El Alhambra desde el escenario puso sobre el tapete sociocultural una perspectiva de lo cubano. Parte de nuestro criollismo, con el género alhambresco, fue mostrado escénicamente a la vez que el criollismo se nutrió de lo alhambresco.
El Alhambra fue refugio del choteo y la parodia en medio del desasosiego de la pseudorepública. Los cientos de obras que subieron al escenario del Alhambra las tenemos perdidas y no forman parte de nuestra literatura dramática. No sería descabellado emprender una cruzada por ellas.
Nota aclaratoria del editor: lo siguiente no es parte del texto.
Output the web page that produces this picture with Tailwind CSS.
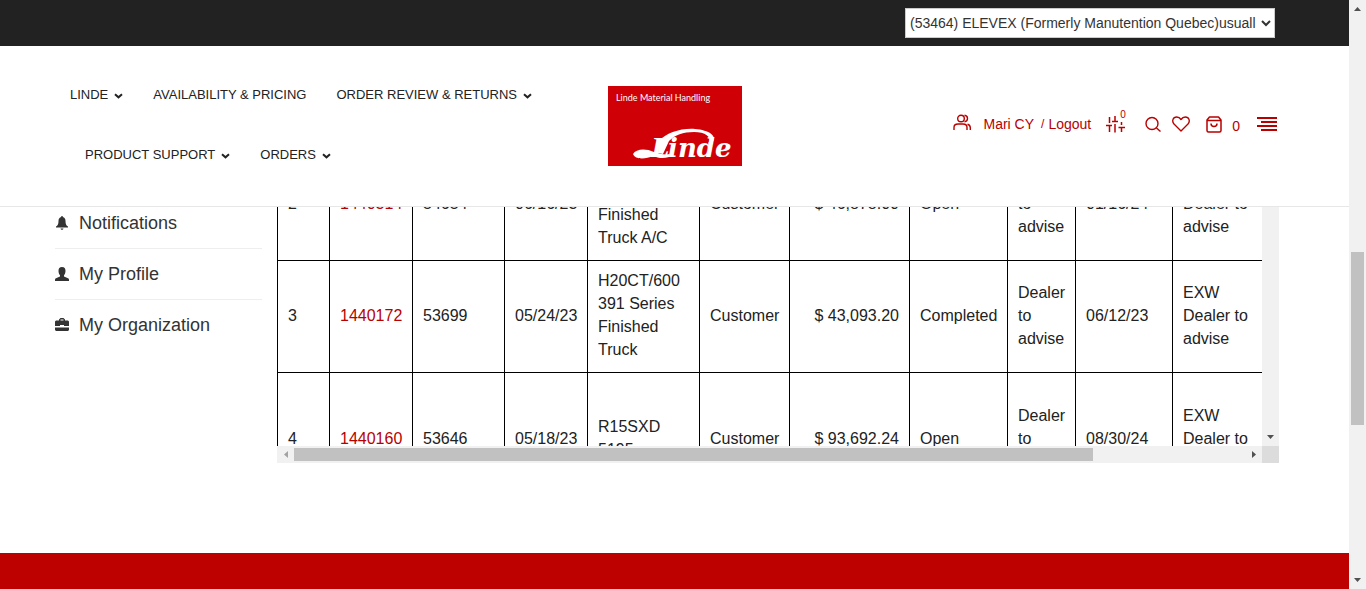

Investigar el caudal de aquellas obras nos permitirá el abordaje de nuestra naturaleza emocional y gestual desde una perspectiva más vívida.
Aquella sandunga teatral duró más de tres décadas ininterrumpidas hasta que la esquina de Consulado y Virtudes cogió candela. El 18 de febrero de 1935 pasadas las doce de la noche se derrumbó el techo de pórtico y parte de la platea.
No obstante, la esquina persistía en ser teatral y de los escombros del que ya había sido célebre Alhambra habanero brotó el cine teatro Alkázar.
Por el Alkázar pasó la flor y nata del espectáculo musical: Rita Montaner, Hugo del Carril, Pérez Prado y su banda con las mamboleras, las Mulatas del Fuego. Dicen que se sentaron en aquel lunetario Rubén Darío, Blasco Ibáñez, Valle Inclán, Jacinto Benavente y García Lorca.
Aún en 1962 el Alkázar era cine. Pero decidieron que su escenario se pusiera en función de los espectáculos del entonces flamante Conjunto Nacional de Entretenimiento (CNE) de donde salió el Teatro Musical de La Habana que duró, en sucesivos esplendores, de 1962 a 1989, hasta que el escabroso fatum de la esquina de Consulado y Virtudes se hizo presente. Para evitar un incendio por problemas eléctricos se cerró el Teatro Musical hasta el día de hoy.
Pese a los albures, las fechorías sociales y los descuidos la esquina más teatral de La Habana espera para resucitar. Este septiembre de aniversario hagamos votos para que así sea.